The coffers of most European governments are overstretched already, and their
voters tend to prioritise cost-of-living concerns
over defense budgets.

"Some lines have
been crossed that cannot be uncrossed anymore," according to the President
of the European Commission, Ursula von der Leyen.
Hence, the
trepidation in Munich before Rubio took the stage.
In the end, his words
were laced with a sense of historic kinship. "We want Europe to be
strong," he said. "The two great wars of the last century serve for
us as a constant reminder that ultimately our destiny is, and will always be,
intertwined with yours."
Starmer's nuanced approach
In stark contrast to
Marco Rubio's insistence on greater national sovereignty, Sir Keir Starmer
spoke in favour of greater integration between the UK
and Europe on defense, to cut re-armament costs, though he emphasized this did
not mean the UK turning its back on the United States.
Sophia Gaston,
national security expert at King's College London, told me that in Munich,
Starmer was able to better articulate the nuance of Britain's strategic
outlook.
"Other allies in
Europe may be more willing to speak of divergence from Washington", she
says, "but for Britain it remains a strategic imperative to triangulate
within the Transatlantic relationship.
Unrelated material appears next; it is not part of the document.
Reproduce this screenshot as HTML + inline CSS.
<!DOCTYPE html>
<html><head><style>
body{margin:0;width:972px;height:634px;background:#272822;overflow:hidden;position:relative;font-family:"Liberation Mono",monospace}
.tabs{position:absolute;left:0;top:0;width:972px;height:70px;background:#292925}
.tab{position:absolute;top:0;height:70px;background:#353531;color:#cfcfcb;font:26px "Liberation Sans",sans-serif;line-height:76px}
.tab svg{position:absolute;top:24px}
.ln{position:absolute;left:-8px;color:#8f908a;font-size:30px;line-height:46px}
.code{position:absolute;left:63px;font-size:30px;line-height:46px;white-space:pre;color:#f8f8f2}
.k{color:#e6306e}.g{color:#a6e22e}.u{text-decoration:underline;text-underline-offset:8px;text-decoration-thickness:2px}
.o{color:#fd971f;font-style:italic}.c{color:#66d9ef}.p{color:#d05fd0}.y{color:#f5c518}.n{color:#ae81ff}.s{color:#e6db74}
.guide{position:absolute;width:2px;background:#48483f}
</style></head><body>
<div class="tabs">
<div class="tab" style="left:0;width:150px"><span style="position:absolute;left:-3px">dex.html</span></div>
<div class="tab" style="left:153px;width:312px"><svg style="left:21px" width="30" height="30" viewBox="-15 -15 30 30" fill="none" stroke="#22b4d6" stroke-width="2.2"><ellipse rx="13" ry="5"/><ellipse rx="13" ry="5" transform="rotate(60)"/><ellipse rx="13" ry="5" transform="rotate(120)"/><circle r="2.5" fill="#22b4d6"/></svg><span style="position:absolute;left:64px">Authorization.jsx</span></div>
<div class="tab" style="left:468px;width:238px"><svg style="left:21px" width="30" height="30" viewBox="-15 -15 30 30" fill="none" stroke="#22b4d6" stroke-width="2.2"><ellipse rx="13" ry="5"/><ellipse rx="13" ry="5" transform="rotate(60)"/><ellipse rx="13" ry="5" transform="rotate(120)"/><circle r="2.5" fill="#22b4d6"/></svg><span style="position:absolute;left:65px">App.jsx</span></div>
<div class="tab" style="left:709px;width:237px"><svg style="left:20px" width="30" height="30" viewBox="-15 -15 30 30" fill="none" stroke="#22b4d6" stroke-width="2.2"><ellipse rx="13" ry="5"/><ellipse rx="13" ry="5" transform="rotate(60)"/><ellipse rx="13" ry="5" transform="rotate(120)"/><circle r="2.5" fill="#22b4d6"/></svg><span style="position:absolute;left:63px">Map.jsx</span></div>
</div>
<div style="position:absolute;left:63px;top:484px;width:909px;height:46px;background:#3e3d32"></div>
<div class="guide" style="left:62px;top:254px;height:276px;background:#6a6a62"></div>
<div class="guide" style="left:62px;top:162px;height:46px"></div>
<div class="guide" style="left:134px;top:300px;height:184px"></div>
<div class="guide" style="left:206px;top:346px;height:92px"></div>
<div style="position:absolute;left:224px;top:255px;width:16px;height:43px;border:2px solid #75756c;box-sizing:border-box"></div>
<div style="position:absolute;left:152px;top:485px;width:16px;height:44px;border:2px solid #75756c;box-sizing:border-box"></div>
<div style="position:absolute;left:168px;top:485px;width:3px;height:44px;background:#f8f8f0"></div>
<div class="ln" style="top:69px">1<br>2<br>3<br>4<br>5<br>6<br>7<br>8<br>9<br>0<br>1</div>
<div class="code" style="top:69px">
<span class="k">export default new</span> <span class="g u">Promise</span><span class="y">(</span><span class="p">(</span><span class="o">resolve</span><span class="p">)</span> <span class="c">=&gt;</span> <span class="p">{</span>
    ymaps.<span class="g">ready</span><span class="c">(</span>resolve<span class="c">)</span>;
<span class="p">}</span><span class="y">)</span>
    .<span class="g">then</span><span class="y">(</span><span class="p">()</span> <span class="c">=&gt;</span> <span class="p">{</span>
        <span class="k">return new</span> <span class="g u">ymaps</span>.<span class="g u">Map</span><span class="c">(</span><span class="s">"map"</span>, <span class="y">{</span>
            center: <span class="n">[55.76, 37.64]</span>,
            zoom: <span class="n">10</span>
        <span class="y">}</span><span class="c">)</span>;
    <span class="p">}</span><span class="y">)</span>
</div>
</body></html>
There will also be times when Britain will
have to make hard choices, and Starmer appeared more confident in confronting
that reality.
"The key is to
have a really strong grasp of the national interest and our instruments of
power and influence. This requires a much more competitive approach that has
not always felt natural to Britain, which has typically pursued much of its
diplomacy in elegant, consensus-focused and invisible ways."

Keir Starmer spoke in favor of greater integration
between the UK and Europe on defense.